Tuesday, May 20, 2014

Keep your medicines out of reach of your octopus

[B]iologist Roland Anderson … helped to design an experiment for a female giant Pacific octopus … named Billye. … A fellow female octopus named Pandora had gotten tasty hunks of herring in a screw-top jar, which over several tests took her an average of two minutes to open. Anderson … decided to … ‘offer [their captive octopuses] childproof pill bottles.’ … Anderson and his team at the aquarium had drilled small holes in the plastic bottle so Billye would be able to get a whiff of the meat inside. Fueled with this incentive, she managed to open the bottle … in … about fifty-five minutes. … With a little practice, she was able to get it down to an average of about five minutes.

It was the kind of child-proof bottle where you have to push the lid down while turning it. I just got one of those from the pharmacy. After I open one of those I won’t tighten the lid again. My mother often had me open her childproof bottles. There have been times I’ve been tempted to saw the top off.

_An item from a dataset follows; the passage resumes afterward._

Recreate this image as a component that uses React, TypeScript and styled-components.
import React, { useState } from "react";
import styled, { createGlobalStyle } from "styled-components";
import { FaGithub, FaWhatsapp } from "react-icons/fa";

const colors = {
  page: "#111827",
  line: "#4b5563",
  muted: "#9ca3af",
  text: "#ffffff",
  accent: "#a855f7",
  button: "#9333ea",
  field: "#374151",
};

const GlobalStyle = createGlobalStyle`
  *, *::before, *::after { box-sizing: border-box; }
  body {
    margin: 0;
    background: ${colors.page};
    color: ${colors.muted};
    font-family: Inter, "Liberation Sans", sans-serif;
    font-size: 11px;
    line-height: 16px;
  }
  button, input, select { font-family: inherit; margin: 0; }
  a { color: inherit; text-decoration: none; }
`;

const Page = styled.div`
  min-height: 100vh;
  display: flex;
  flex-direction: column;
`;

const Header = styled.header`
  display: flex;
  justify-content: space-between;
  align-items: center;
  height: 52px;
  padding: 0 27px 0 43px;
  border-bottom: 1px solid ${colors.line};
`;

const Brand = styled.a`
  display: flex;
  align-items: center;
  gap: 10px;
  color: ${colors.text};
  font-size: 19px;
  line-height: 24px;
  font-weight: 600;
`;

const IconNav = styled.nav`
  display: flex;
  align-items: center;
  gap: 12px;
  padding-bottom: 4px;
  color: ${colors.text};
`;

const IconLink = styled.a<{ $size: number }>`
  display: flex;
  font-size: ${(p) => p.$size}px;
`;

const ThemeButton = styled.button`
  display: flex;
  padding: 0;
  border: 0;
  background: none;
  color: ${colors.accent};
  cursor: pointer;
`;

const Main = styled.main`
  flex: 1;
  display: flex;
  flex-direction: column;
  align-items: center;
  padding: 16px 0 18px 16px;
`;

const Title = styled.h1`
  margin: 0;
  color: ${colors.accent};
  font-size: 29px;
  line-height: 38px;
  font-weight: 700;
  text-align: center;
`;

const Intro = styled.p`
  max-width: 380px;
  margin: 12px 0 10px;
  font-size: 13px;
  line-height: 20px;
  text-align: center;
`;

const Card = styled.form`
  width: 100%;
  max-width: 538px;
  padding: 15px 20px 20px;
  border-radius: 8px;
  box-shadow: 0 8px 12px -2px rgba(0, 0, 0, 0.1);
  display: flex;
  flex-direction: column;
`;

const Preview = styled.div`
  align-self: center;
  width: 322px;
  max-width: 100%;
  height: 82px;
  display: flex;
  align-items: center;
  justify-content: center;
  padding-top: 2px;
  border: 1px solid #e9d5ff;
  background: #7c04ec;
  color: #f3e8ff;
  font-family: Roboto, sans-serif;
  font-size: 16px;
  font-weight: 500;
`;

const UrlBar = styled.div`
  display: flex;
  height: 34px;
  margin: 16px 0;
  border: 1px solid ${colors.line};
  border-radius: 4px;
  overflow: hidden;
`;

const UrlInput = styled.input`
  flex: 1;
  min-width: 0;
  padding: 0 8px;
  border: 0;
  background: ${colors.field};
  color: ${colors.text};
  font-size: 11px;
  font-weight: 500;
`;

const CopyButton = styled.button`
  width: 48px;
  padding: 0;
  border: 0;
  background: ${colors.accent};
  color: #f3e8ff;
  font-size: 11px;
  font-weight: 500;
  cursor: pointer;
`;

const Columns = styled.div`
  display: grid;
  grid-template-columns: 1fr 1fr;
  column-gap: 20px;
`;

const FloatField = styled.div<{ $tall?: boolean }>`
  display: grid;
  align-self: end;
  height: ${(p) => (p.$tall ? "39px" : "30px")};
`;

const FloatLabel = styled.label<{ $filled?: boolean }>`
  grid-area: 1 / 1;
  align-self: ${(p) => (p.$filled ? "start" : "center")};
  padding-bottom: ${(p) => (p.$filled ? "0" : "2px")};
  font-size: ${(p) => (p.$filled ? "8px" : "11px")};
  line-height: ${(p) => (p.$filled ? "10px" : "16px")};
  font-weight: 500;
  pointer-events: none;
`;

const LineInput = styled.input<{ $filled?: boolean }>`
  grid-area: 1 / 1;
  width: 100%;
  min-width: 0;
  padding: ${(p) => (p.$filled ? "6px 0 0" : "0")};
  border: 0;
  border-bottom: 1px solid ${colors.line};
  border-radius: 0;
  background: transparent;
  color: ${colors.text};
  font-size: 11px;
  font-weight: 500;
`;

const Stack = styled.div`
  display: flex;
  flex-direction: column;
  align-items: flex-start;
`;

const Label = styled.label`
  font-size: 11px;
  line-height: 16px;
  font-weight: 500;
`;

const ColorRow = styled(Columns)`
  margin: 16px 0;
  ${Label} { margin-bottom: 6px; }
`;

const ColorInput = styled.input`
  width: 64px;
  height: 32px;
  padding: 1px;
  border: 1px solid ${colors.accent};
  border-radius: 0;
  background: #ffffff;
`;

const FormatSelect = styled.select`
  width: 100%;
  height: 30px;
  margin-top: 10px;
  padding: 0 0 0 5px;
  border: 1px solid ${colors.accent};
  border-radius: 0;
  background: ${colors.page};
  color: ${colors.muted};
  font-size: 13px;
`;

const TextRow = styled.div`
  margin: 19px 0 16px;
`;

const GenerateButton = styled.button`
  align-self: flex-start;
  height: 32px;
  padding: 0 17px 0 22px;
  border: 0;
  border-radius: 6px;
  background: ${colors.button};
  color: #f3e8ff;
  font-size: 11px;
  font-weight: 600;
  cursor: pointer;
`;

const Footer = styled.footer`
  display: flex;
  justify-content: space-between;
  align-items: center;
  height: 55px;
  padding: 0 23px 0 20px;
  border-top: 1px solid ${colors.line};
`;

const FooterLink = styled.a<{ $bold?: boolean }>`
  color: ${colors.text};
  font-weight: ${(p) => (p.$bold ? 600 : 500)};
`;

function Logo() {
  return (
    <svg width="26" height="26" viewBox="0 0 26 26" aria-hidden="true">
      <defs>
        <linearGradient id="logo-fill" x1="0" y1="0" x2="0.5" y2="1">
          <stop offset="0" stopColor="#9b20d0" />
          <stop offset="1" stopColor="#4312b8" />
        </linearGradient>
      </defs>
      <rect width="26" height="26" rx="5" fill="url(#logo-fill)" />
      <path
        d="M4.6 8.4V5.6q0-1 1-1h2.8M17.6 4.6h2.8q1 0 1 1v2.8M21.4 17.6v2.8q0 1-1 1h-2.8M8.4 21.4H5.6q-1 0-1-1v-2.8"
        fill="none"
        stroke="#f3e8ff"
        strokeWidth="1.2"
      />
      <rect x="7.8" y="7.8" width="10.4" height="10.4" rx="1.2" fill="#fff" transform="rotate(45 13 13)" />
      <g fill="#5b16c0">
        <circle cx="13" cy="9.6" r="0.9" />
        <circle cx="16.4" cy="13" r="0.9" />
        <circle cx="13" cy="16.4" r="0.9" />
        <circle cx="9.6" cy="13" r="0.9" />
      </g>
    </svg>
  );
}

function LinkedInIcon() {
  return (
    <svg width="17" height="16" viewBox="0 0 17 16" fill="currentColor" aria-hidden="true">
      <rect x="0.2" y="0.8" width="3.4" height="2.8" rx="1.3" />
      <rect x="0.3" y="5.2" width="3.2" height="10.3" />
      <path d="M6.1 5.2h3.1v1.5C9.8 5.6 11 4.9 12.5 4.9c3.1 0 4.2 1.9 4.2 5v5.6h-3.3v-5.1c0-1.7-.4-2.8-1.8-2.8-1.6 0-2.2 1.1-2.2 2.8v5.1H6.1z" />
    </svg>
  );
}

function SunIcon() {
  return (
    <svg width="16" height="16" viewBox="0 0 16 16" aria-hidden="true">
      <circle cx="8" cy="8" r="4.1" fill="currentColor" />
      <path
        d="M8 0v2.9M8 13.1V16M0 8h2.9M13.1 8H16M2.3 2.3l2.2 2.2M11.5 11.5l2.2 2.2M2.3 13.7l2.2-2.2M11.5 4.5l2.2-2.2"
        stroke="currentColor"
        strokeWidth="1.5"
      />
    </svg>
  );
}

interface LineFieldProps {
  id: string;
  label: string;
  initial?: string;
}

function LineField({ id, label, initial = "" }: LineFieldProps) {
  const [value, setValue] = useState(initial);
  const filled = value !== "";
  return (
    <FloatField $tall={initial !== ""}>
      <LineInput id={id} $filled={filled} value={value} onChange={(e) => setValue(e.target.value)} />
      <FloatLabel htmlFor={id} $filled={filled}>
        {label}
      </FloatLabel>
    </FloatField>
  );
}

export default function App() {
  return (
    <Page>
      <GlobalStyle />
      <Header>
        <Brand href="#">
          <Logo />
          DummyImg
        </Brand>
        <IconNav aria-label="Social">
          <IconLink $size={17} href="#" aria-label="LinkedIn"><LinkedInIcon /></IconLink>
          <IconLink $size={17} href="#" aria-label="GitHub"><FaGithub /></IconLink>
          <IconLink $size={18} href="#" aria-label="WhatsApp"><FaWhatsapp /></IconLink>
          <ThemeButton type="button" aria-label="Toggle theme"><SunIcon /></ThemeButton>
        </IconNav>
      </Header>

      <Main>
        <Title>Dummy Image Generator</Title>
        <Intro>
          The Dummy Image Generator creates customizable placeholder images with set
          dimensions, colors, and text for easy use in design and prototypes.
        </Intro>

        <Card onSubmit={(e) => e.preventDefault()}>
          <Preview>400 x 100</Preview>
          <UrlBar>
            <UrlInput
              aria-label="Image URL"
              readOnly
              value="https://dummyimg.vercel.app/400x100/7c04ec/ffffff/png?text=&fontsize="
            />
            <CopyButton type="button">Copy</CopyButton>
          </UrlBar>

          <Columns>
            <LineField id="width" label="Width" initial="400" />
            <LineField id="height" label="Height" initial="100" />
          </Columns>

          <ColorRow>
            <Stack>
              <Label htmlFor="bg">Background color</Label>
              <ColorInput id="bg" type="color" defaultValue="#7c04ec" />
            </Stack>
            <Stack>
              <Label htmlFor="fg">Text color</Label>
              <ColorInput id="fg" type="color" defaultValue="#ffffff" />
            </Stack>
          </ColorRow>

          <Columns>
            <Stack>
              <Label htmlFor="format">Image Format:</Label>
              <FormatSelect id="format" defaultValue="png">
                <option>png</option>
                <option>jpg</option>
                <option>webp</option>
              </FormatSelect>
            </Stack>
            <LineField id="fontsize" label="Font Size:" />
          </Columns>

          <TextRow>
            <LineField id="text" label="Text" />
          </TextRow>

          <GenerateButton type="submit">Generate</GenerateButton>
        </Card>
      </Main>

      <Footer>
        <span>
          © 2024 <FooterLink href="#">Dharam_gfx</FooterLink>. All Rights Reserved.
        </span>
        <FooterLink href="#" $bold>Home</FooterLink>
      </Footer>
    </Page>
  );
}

source: Octopus! the most mysterious creature in the sea by Katherine Harmon Courage

Monday, May 05, 2014

Poetry & Comics in a Spinadoodle

source: Sam Spina's Spinadoodles blog

Two of my favorite things - poetry and comics. “John P.” might be John Porcellino, creator of King Kat Comics. I’m guessing so because John Porcellino’s work often feels like poetry to me, with his line drawings suggesting more than they explicitly depict, and their frequently contemplative quality. Is Noah in the strip disparaging comics for being “like poetry”? Chiding comics creators for making comics only another comics creator will want to read? It’s a common criticism of poets these days. The final panel might be a confirmation of Noah’s belief - the girl is yawning so Habibi (a book-length comic) must not be connecting with this reader? We don’t know whether the girl is a comics creator. I suspect the confirmation is meant to be gently ironic - it is being offered by a comics artist in comics form, after all.

I discovered “Bar Talk with Noah” in a collection of Sam Spina’s autobiographical Spinadoodle strips that I bought at the Alternative Press Expo 2012 . With all the eager artists and their often-impressive wares at table after table, the choice of what to actually buy ends up more random than you’d think. There are things one takes into consideration, of course. I bought Spinadoodles: the third year because - ? Because I usually like autobiographical comics. Because the price wasn’t bad. Because I liked the art. Because the artist was selling his work himself. Because the artist was cute.

update 5/20: Sam Spina confirms my suspicion: "I am talking about John P of King Cat fame with another really, really awesome cartoonist Noah Van Sciver in that strip."